In this paper, a comparative analysis of existing attention modules is presented in Table 1. In the tablet the acronym CAP stands for channel average pooling, GMP represents spatial max pooling, CMP means channel max pooling, GSP signifies spatial dimension standard deviation, C2D stands for 2D convolution, FC means fully connected network, and BN on behalf of batch normalization. \(k\) and \(r\) are convolutional filter numbers and reduction ratio, respectively. \(C\) is the current feature channels.
Based on Table 1, it can be seen that the SimAM attention module has a clear advantage in terms of parameter count compared to the other modules listed. Compared to the CBAM attention mechanism, SimAM is a simple parameterfree attention mechanism, so it does not add any extra parameters to the network.
2.3 Group normalization
Indeed, batch normalization (BN) is a fundamental and valuable technique in deep learning, particularly in computer vision tasks. However, the use of batch normalization also brings some problems. BN requires a sufficiently large batch size to work properly, and for small batch data processing, the estimation of statistical data becomes inaccurate. In addition, if the batch size is reduced, the model's error will quickly increase. However, in large network training tasks, memory constraints force researchers to use smaller batch normalization batch sizes. In response to these issues, Group Normalization (GN) was proposed in Reference [12]. This method divides the input feature map into multiple groups based on the number of channels. Within each group, it calculates the mean and variance of the samples and normalizes the corresponding channels using the obtained data. Finally, the normalized samples are reassembled in the original order to obtain the final output feature map. Unlike traditional batch normalization methods, group normalization's computations are independent of batch size, and it maintains stable accuracy across various batch sizes. Since group normalization does not require consideration of batch size, it can train neural networks with smaller batch sizes, which is useful for devices and applications with limited memory and computational resources.
2.4 Improved network structure
To meet the efficiency requirements of facial expression recognition, a lightweight network model needs to be used. MobileNetV3 is a lightweight network model developed by Google. The MobileNetV3 large version not only ensures accuracy but also improves speed compared to the previous MobileNetV2. This is of great significance for improving the efficiency of facial expression recognition. Consequently, utilizing the MobileNetV3 large version as the foundation, this paper introduces a facial expression recognition model. To enhance the training speed and minimize the number of training iterations, we have implemented modifications to the MobileNetV3 large network, driven by the following fundamental concept:
First, to extract facial expression features as comprehensively as possible, the improvement strategy incorporates dilated convolutions into the convolutional operations.
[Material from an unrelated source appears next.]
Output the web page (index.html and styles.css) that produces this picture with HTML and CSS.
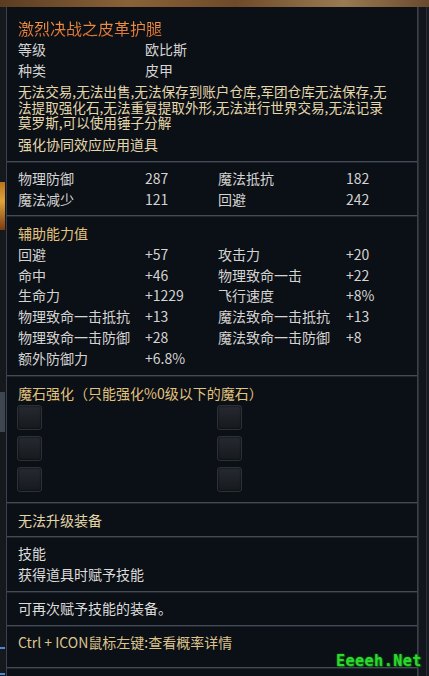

Specifically, the improvement involves adding dilated convolutions to the initial convolution operation, introducing dilated convolutions and maxpooling operations to the shortcut connections of each inverted residual structure. Dilated convolutions allow the aggregation of context information from different scales without reducing the image resolution. Therefore, incorporating dilated convolutions in the initial convolution and inverted residual shortcut connections helps maintain the details and clarity of the image during feature extraction. In addition, since the kernel size of dilated convolutions remains unchanged, their parameter count is the same as that of regular convolutions. However, due to the larger receptive field of dilated convolutions, they can more effectively utilize parameters, improving the efficiency of feature extraction. By enhancing the network structure of MobileNetV3, more feature information is extracted, leading to faster network convergence. The improved network structure is illustrated in Table 2.
Second, in pursuit of reducing network parameters and enhancing network operation efficiency, the original SENet attention mechanism of MobileNetV3 is replaced with SimAM attention mechanism. Compared with the original singledimensional (channel) attention mechanism, the replaced attention mechanism not only realizes parameterfree introduction, but also infers from two independent dimensions (space and channel). The improved structure is shown in the red box in Fig. 2;
Third, to reduce the errors caused by processing small batches of data, the original BN in the network is replaced with GN, which is independent of batch size and maintains stable accuracy under various batch sizes.
The overall improved network architecture is shown in Table 2; “bneck” represents the basic structure of the network; “#out” represents the number of output channels; “SimAM” indicates whether the channel attention mechanism (Simple Attention Module) is used; “NL” represents the type of activation function, including “HS” (hswish) and “RE” (ReLU); and “s” stands for the stride, indicating the step size used in convolution stride operations for down sampling. The network employs convolution stride operations for down sampling.
3 Experiments and results
This section presents the experiments and results achieved by using our proposed architecture for facial expression recognition on RaFD, FER2013, and FER2013Plus data sets. We introduce the data sets, implementation details for our network, and the experiments in the following subsections.
3.1 Data sets
The experiments used three classic facial expression data sets. The Radbound Faces Data Set (RaFD) [13] contains 8040 static facial images of 67 models displaying eight facial emotions.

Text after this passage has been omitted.